Canadian writers Maria Reva and David Szalay have made the 13-book longlist for the 2025 Booker Prize.
The £50,000 (approx. $92,000 Cdn) prize annually recognizes the best original novel written in the English language and published in the U.K.
Reva is nominated for her debut novel Endling, which tells the story of three women and a last-of-his-kind snail whose lives are changed by Russia’s invasion of Ukraine.
Yeva, a scientist, is obsessed with breeding rare snails and lives on her own in a mobile lab, funding her work by dating Westerners who have come to Ukraine on romance tours, hoping to find brides untouched by feminism.
Sisters Nastia and Solomiya are also entwined in the marriage industry, pretending to be a prospective bride and her translator to figure out what happened to their mother, a staunch activist against the industry who mysteriously disappeared.
As Russia invades and the war begins, their plans are foiled and the hard truths of war are examined.
In a media statement, this year’s prize jury said that Endling is “structurally wild and playful” and “heart-rending and angry.”
Reva was born in Ukraine and grew up in New Westminster, B.C., where she currently lives.
Her short story collection Good Citizens Need Not Fear won the 2022 Kobzar Literary Award and was on the 2020 Writers’ Trust Fiction Prize shortlist. She also writes the lyrics for operas.
The Next ChapterMaria Reva on Good Citizens Need Not Fear
Maria Reva on her collection of short stories Good Citizens Need Not Fear, which won the $25,000 2022 Kobzar Book Award.

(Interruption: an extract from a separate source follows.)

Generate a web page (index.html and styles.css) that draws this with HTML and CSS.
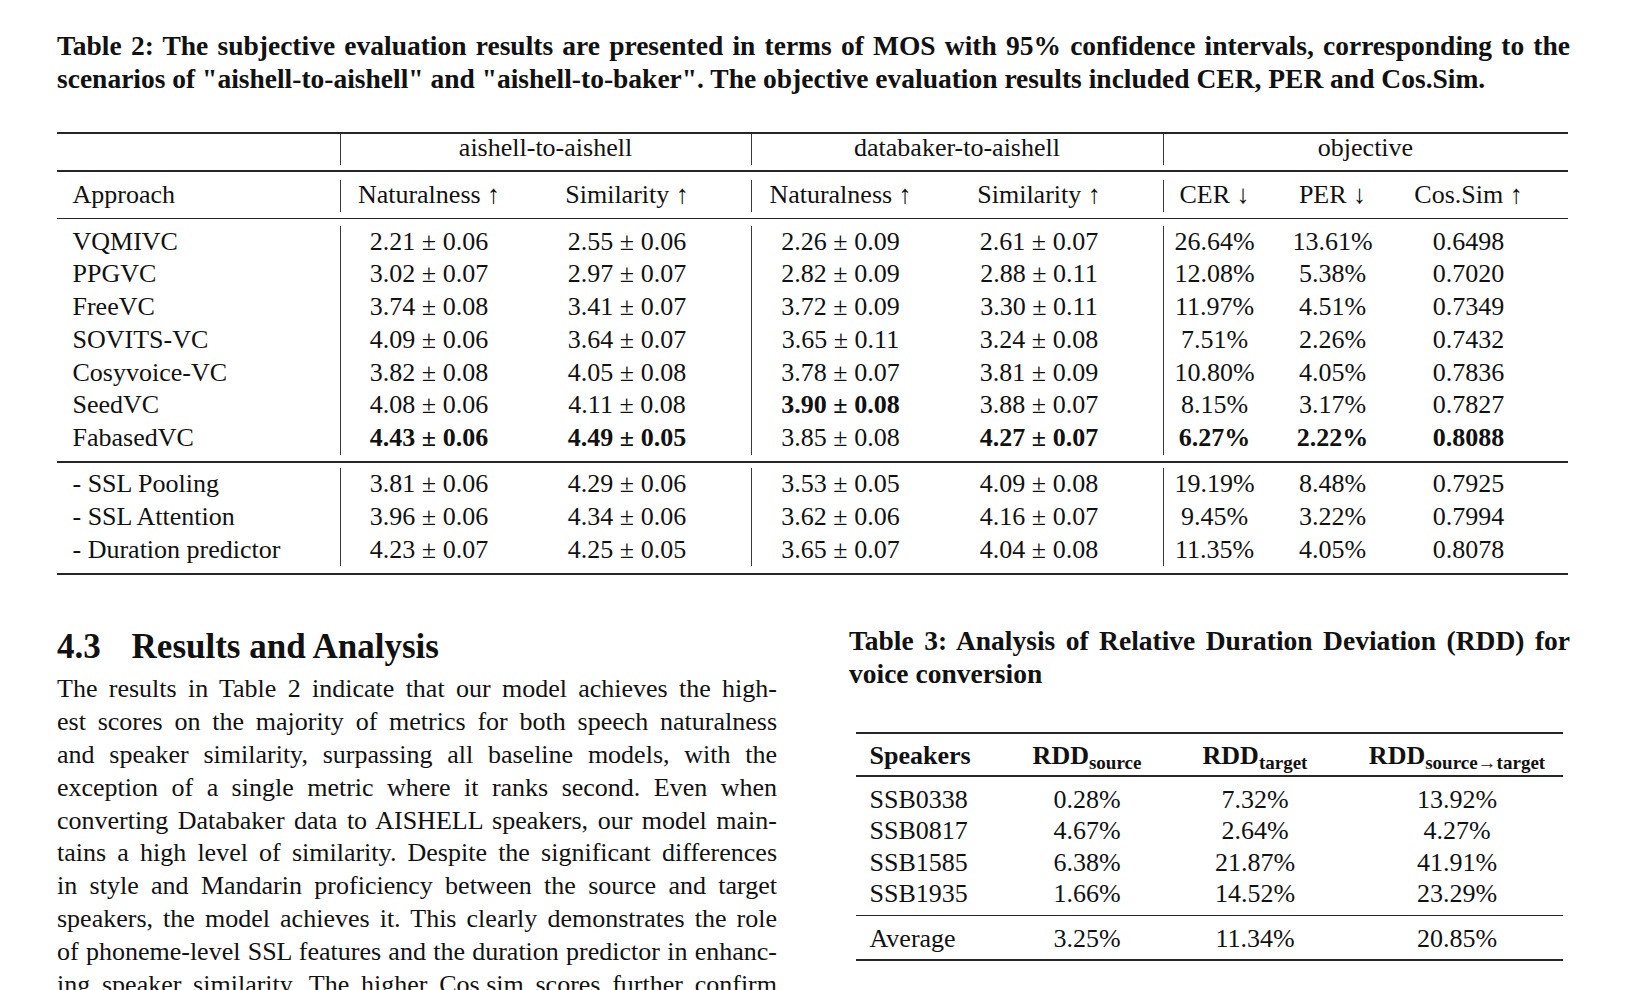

Montreal-born Szalay nabs Booker nom for the 2nd time
Meanwhile, Montreal-born Hungarian English author Szalay made the longlist for his novel Flesh.
In Flesh, 15-year-old István has a relationship with a married woman, causing his life to spiral out of control. As he grows older, he continues to live a life of recklessness, achieving all his desires for a time — until they threaten to undo him completely.
“Travelling from Hungary to Iraq to London, and using only the sparest of prose, this hypnotically tense and compelling book becomes an astonishingly moving portrait of a man’s life,” reads the jury citation for Flesh.
Szalay’s novel All That Man Is was also shortlisted for the Booker Prize in 2016 and won the Gordon Burn Prize that same year. His other books include Turbulence, and London and the South-East, which won the Betty Trask Prize and the Geoffrey Faber Memorial Prize.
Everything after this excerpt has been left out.